As recovery refrigerant flows through second heat transfer coil 209, subcooling refrigerant flows through both first and second heat absorption coils 201, 203. Since first and second heat absorption coils 201, 203 are in thermal communication with second heat transfer coil 209, heat from recovery refrigerant is transferred to the subcooling refrigerant flowing through the heat absorption coils 201, 203, as indicated by the arrows “Q.” As a consequence, recovery refrigerant is subcooled to lower pressure and temperature and discharges at subcooled refrigerant outlet 116.

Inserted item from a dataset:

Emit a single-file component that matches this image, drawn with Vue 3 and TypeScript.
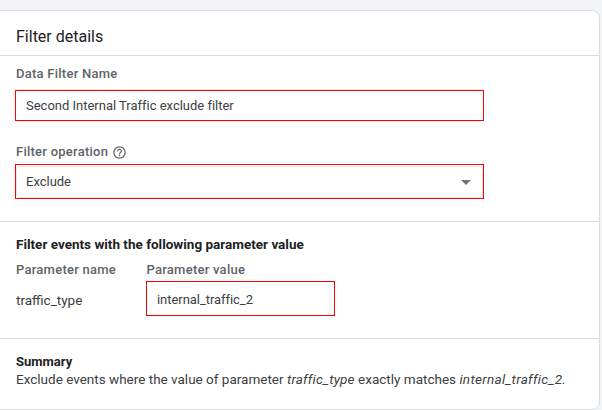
<script setup lang="ts">
const title = 'Filter details'
</script>

<template>
  <div class="page">
    <div class="card">
      <header class="head">{{ title }}</header>
      <section class="sec first">
        <div class="label">Data Filter Name</div>
        <div class="field wide h-name">
          <div class="inner">Second Internal Traffic exclude filter</div>
        </div>
        <div class="label op">
          Filter operation
          <svg class="help" viewBox="0 0 24 24" width="15" height="15">
            <path fill="#5f6368" d="M11 18h2v-2h-2v2zm1-16C6.48 2 2 6.48 2 12s4.48 10 10 10 10-4.48 10-10S17.52 2 12 2zm0 18c-4.41 0-8-3.59-8-8s3.59-8 8-8 8 3.59 8 8-3.59 8-8 8zm0-14c-2.21 0-4 1.79-4 4h2c0-1.1.9-2 2-2s2 .9 2 2c0 2-3 1.75-3 5h2c0-2.25 3-2.5 3-5 0-2.21-1.79-4-4-4z"/>
          </svg>
        </div>
        <div class="field wide h-op">
          <div class="inner sel">
            <span>Exclude</span>
            <span class="caret"></span>
          </div>
        </div>
      </section>
      <section class="sec second">
        <div class="sub">Filter events with the following parameter value</div>
        <div class="grid">
          <div class="label tight">Parameter name</div>
          <div class="label tight lv">Parameter value</div>
          <div class="cell">traffic_type</div>
          <div class="field val"><div class="inner">internal_traffic_2</div></div>
        </div>
      </section>
      <section class="sec third">
        <div class="sub s2">Summary</div>
        <p class="sum">Exclude events where the value of parameter <em>traffic_type</em> exactly matches <em class="last">internal_traffic_2.</em></p>
      </section>
    </div>
  </div>
</template>

<style>
html, body { margin: 0; background: #f1f3f4; }
</style>

<style scoped>
.page {
  width: 602px;
  height: 410px;
  overflow: hidden;
  background: #f1f3f4;
  padding-top: 10px;
  box-sizing: border-box;
  font-family: Roboto, "Liberation Sans", sans-serif;
  color: #3c4043;
}
.card {
  position: relative;
  z-index: 0;
  margin-left: -8px;
  width: 607.5px;
  height: 400px;
  box-sizing: border-box;
  background: #fff;
  border: 1px solid #dadce0;
  border-radius: 8px;
}
.head {
  height: 45px;
  box-sizing: border-box;
  padding: 15px 0 0 23px;
  font-size: 16px;
  line-height: 21px;
  color: #202124;
  border-bottom: 1px solid #dadce0;
}
.sec { border-bottom: 1px solid #dadce0; padding-left: 22px; }
.first { height: 166px; box-sizing: border-box; padding-top: 10px; }
.second { height: 117px; box-sizing: border-box; padding-top: 14px; }
.third { border-bottom: 0; padding-top: 15px; }
.label {
  font-size: 13px;
  font-weight: 500;
  line-height: 16px;
  color: #5f6368;
  letter-spacing: 0.25px;
  padding-left: 1px;
}
.lv { padding-left: 0.5px; }
.op { margin-top: 23px; display: flex; align-items: center; gap: 4px; height: 16px; }
.help { display: block; }
.field {
  position: relative;
  box-sizing: border-box;
  border: 1px solid #f00;
  background: #fff;
  font-size: 13px;
  color: #3c4043;
  letter-spacing: -0.01px;
}
.wide { width: 469px; margin-top: 8px; }
.h-name { height: 31px; }
.h-name::before {
  content: "";
  position: absolute;
  inset: -2px -1px;
  border: 1px solid #e4e6e8;
  border-radius: 4px;
  z-index: -1;
}
.h-op { height: 35px; margin-top: 4px; }
.h-op::before {
  content: "";
  position: absolute;
  inset: 1px 0 0 0;
  border: 1px solid #e4e6e8;
  border-radius: 4px;
}
.inner { position: relative; padding-left: 10px; line-height: 29px; }
.sel { display: flex; justify-content: space-between; align-items: center; height: 33px; line-height: 33px; padding-right: 12px; }
.caret {
  width: 0; height: 0;
  margin-top: 2px;
  border-left: 5px solid transparent;
  border-right: 5px solid transparent;
  border-top: 5px solid #757575;
}
.sub {
  font-size: 13.5px;
  font-weight: 700;
  line-height: 16px;
  color: #202124;
  padding-left: 1px;
}
.grid {
  display: grid;
  grid-template-columns: 131px 189px;
  grid-template-rows: 16px 35px;
  row-gap: 3px;
  margin-top: 10px;
  align-items: center;
}
.tight { align-self: start; }
.cell { font-size: 13.5px; color: #3c4043; padding: 2px 0 0 1px; }
.val { height: 35px; }
.val .inner { line-height: 33px; padding-top: 1px; letter-spacing: -0.05px; }
.s2 { font-size: 13px; }
.sum { margin: 0; padding-left: 1px; font-size: 13.5px; line-height: 18px; color: #3c4043; white-space: nowrap; }
.sum em { letter-spacing: 0.2px; }
.sum em.last { letter-spacing: 0.3px; }
</style>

It will be appreciated by those skilled in the relevant arts that the apparatus, configured as described above, provides consistent cooling at 34° F. of refrigerant being recovered. This is in contrast to the devices currently available on the market today. This steady cooling is provided irrespective of ambient temperature and inconsistent cooling.

While particular embodiments have been described, it will be understood, however, that any invention appertaining to the apparatus described is not limited thereto, since modifications may be made by those skilled in the art, particularly in light of the foregoing teachings. It is, therefore, contemplated by the appended claims to cover any such modifications that incorporate those features or those improvements that embody the spirit and scope of the invention.